*Data in this exercise*:

-.-.-

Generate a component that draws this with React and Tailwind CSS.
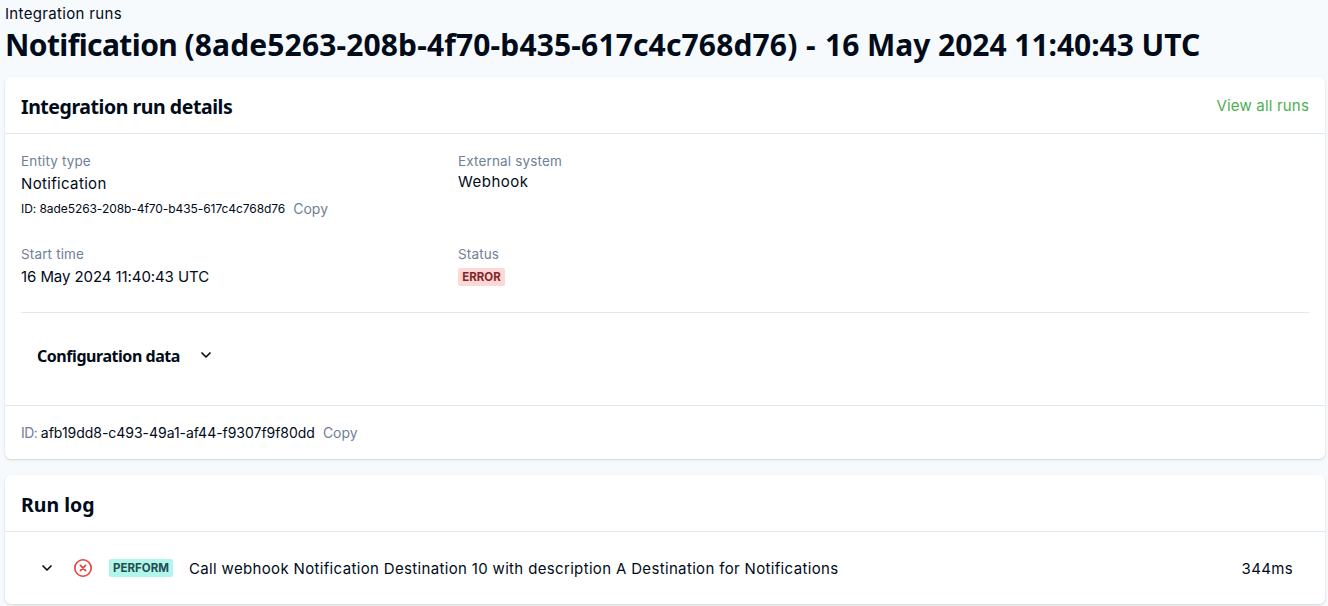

-.-.-

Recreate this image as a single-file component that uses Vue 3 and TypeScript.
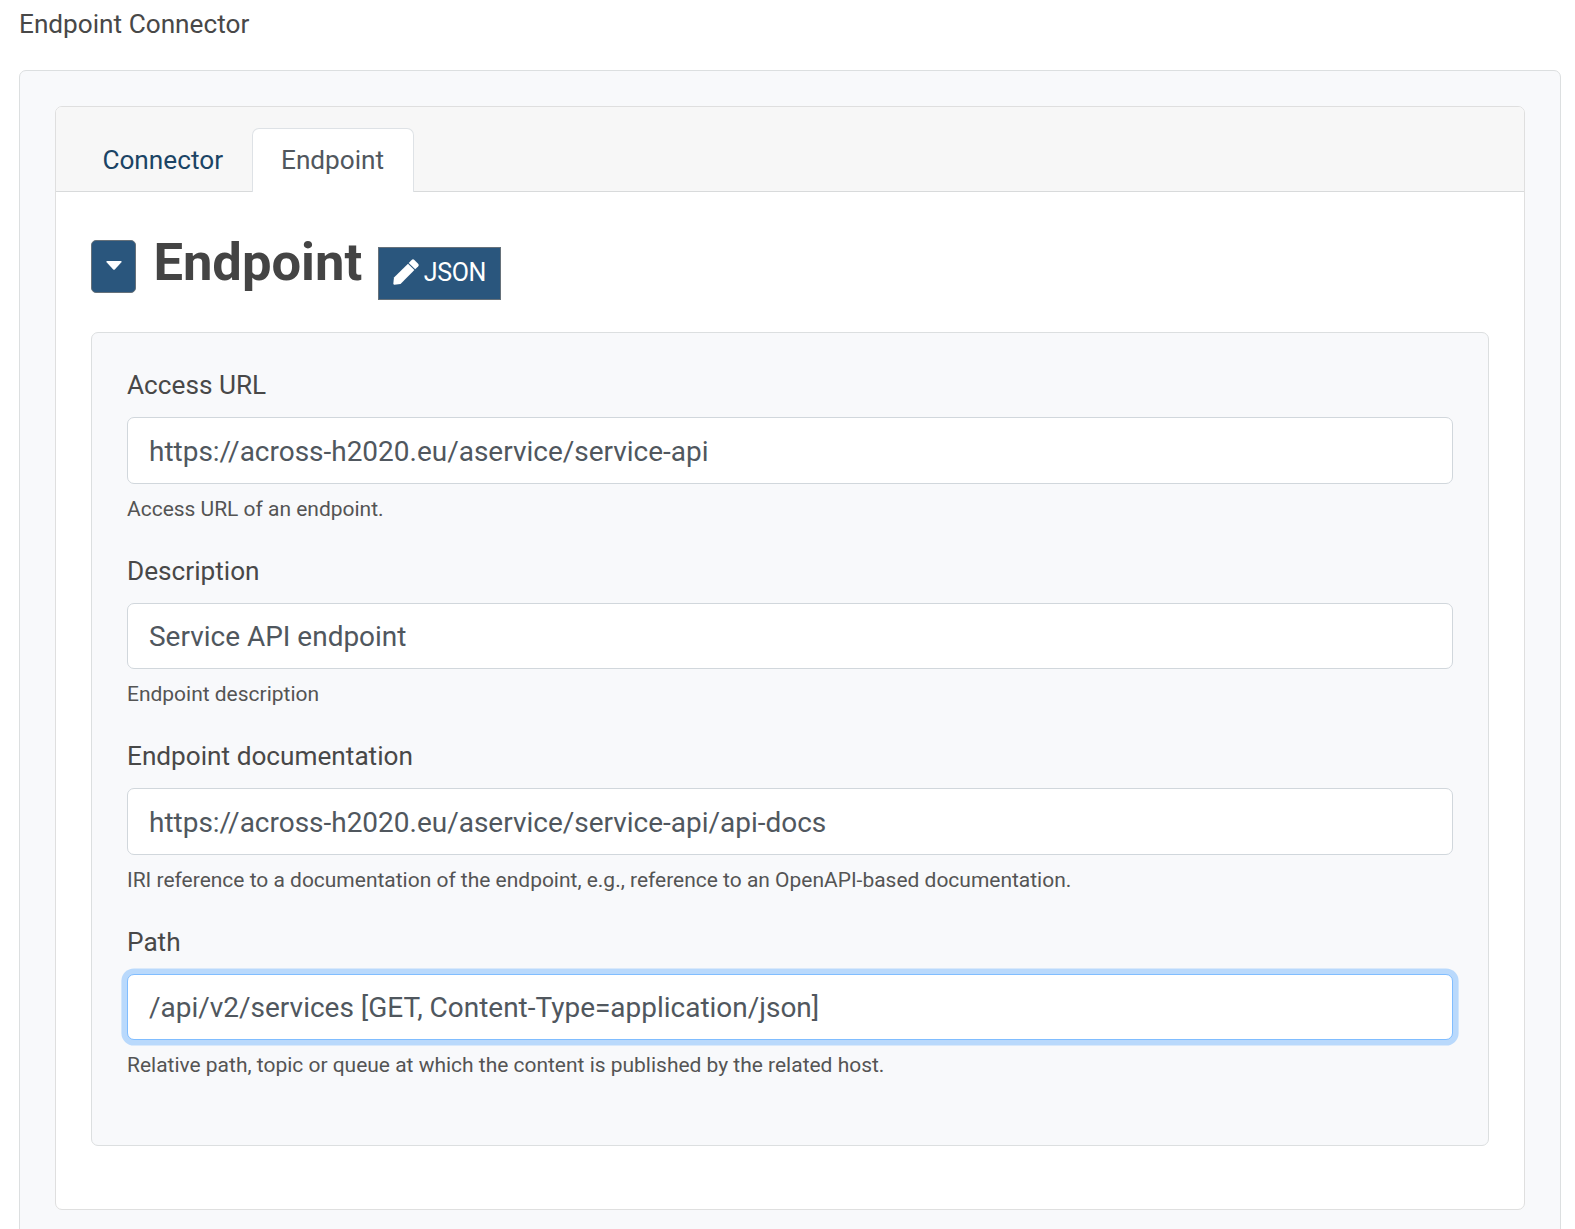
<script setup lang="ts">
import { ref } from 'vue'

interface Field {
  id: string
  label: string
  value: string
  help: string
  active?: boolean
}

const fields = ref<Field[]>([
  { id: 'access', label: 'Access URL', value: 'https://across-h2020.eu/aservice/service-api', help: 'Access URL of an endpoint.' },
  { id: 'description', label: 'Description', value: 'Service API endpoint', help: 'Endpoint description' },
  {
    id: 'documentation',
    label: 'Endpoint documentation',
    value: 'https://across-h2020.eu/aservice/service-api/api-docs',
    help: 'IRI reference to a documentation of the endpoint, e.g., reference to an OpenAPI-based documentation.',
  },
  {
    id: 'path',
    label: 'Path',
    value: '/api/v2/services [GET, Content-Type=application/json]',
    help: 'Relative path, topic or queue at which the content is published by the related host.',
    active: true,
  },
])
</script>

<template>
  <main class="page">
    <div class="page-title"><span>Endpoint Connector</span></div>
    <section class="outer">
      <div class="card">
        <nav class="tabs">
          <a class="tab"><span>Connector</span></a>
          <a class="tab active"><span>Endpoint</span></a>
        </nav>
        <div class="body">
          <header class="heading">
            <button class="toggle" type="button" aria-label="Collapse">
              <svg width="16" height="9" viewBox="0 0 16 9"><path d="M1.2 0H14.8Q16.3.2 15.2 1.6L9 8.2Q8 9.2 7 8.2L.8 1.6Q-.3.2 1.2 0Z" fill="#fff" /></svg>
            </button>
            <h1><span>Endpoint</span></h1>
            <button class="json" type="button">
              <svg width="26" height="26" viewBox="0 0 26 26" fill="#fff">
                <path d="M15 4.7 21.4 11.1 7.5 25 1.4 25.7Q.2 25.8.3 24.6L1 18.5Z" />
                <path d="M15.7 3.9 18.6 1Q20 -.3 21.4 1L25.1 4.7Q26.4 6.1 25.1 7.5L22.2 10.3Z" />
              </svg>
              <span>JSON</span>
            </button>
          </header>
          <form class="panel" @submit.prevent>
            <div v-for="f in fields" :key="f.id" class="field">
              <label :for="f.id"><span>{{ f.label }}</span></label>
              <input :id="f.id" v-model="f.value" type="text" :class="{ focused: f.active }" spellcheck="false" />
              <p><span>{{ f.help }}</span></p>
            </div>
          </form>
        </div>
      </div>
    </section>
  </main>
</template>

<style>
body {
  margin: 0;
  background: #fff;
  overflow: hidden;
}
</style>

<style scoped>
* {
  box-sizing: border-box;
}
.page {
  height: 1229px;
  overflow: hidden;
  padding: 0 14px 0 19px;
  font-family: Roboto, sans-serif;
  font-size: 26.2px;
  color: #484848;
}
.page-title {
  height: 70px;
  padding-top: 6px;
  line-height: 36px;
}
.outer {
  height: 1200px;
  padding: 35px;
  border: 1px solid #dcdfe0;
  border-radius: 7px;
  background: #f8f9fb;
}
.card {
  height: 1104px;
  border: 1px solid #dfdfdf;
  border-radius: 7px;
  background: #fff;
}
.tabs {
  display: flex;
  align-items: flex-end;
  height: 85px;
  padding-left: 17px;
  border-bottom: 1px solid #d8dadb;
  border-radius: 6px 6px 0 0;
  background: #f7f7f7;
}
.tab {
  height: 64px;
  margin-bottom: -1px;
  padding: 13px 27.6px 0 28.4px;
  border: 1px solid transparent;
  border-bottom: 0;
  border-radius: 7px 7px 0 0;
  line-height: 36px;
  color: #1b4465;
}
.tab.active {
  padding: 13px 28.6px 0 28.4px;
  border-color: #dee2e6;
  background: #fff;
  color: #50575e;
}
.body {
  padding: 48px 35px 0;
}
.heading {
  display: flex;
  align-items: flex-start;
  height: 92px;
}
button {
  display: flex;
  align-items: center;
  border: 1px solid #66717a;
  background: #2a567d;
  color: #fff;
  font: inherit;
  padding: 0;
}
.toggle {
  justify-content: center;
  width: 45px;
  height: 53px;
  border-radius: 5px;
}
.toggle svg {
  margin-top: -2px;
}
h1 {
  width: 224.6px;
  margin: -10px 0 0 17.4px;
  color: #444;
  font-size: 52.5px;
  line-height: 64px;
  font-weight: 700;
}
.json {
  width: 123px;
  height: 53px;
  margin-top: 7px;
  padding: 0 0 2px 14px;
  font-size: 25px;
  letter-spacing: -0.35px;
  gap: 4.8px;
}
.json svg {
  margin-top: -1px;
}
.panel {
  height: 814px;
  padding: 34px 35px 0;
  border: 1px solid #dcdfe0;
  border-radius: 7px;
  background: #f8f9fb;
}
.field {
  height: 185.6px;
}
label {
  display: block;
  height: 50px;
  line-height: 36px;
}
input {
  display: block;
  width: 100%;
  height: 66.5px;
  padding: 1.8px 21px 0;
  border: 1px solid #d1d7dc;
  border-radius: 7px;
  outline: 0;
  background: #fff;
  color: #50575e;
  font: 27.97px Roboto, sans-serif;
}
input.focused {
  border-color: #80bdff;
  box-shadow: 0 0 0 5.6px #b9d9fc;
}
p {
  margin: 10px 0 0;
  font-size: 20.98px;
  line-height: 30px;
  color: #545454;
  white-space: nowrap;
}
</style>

-.-.-

*What is needed*: Identify and copy all lines with the word "that".

*Reply to the exercise*:
Generate a component that draws this with React and Tailwind CSS.
Recreate this image as a single-file component that uses Vue 3 and TypeScript.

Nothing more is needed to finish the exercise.